Isn't that the million dollar question?

Infiltration is always a tough cookie, it's really more of an art than a science unless you can actually measure stuff (eg: blower door for enveloppe infiltration in a closed state), and even measuring can be challenging especially for larger spaces, and is usually something you do at one point in time rather than on the full range of operating conditions...

What follows below is just my quick(ish) two cents, so take it with a grain of salt.

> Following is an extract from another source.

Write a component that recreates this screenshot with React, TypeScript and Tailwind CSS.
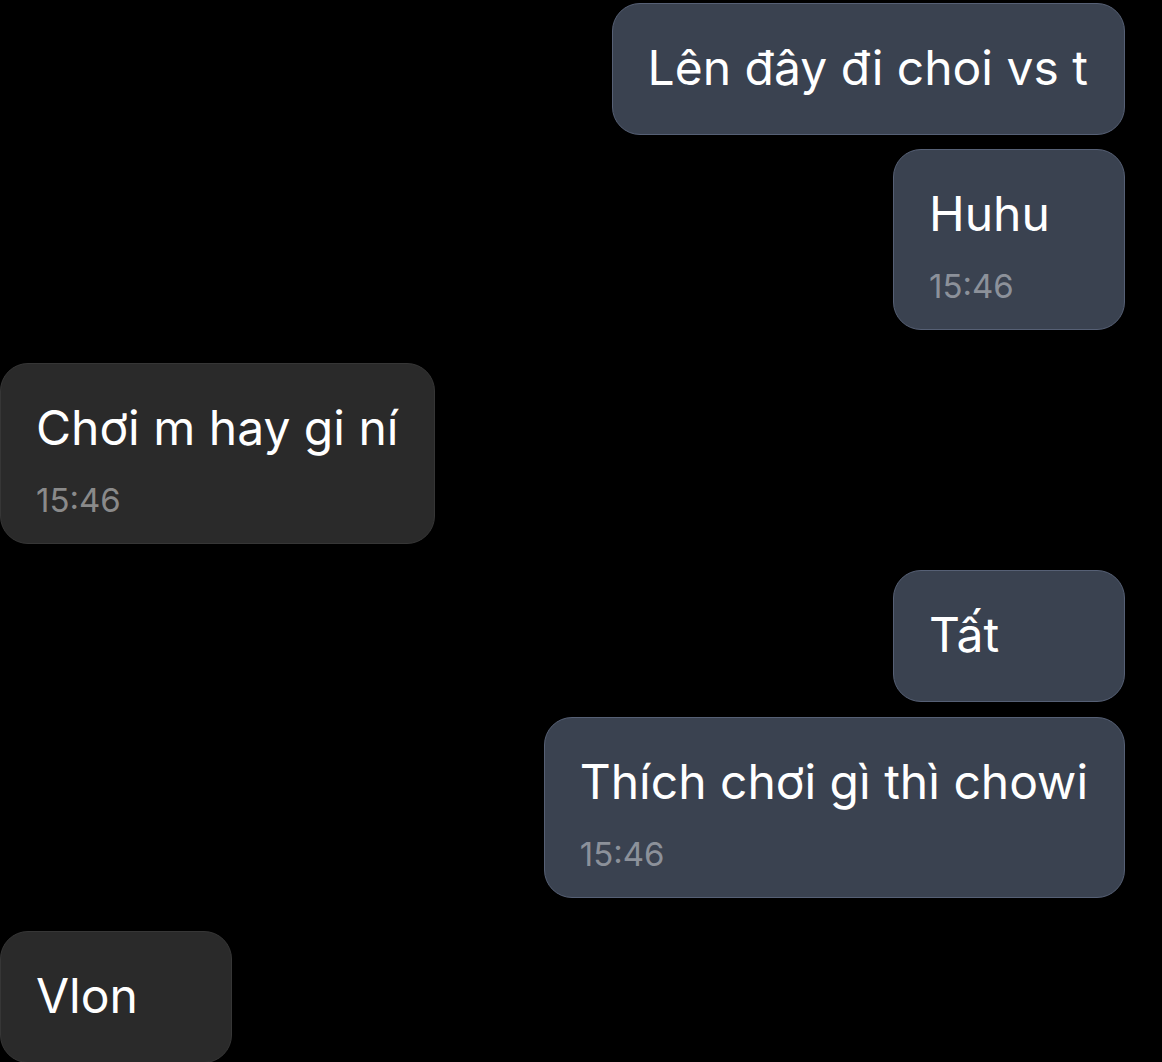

In the case of your auditorium, you have to consider two different infiltration mechanisms:

  • Regular envelope infiltration: no wall, even without exterior windows or doors, is perfect, it's always permeable. You can find some default infiltration values in the ASHRAE Handbook of Fundamentals, which is generally the source for the infiltration values you'll find in the OpenStudio Library Space Types, eg for 90.1-2013 Secondary School Auditorium, that'd be 0.0446 CFM/ft², though that probably includes some windows/doors factored in. If you don't know better, you can always use this type of default value. Otherwise you can estimate and enter an equivalent Air Change per Hour (ACH) number. Note that there is also interaction between infiltration mechanisms and HVAC operation (eg: if your space is positively pressurized by your HVAC system you should expect (much) less infiltration as a result).

  • Doors opened before and after the event.

    • When both the interior and exterior doors are opened
      • You could just estimate a higher ACH (eg: 2.0 ACH) for both the main auditorium and the vestibule.
      • Or if you want to be more accurate, you can perhaps consider that the flow is caused by Wind Only. ASHRAE Handbook of Fundamentals 2013 (or 2009, or 2013-4*n more generally) has a chapter 16 "Ventilation and Infiltration", in which you'll find equation (37) to calculate flow through an opening as a function of wind speed and with an "effectiveness of openings" coefficient you can calculate: the weather file (EPW) you use has both wind speed and wind direction. (There is also equation (38) for stack effect related infiltration, but I don't think it applies much to your vestibule...). Here's equation (37) in IP units:

$$Q = 88.0 \cdot C_v \cdot A \cdot U$$


  • $Q$ = airflow rate, cfm
  • $C_v$ = effectiveness of openings ($C_v$ is assumed to be 0.5 to 0.6 for perpendicular winds and 0.25 to 0.35 for diagonal winds)
  • $A$ = free area of inlet openings, ft²
  • $U$ = wind speed, mph
  • $88.0$ = unit conversion factor

(Note that the chapter has lots of other interesting info, such as infiltration from automatic doors, through an air curtain, etc, as well as examples.)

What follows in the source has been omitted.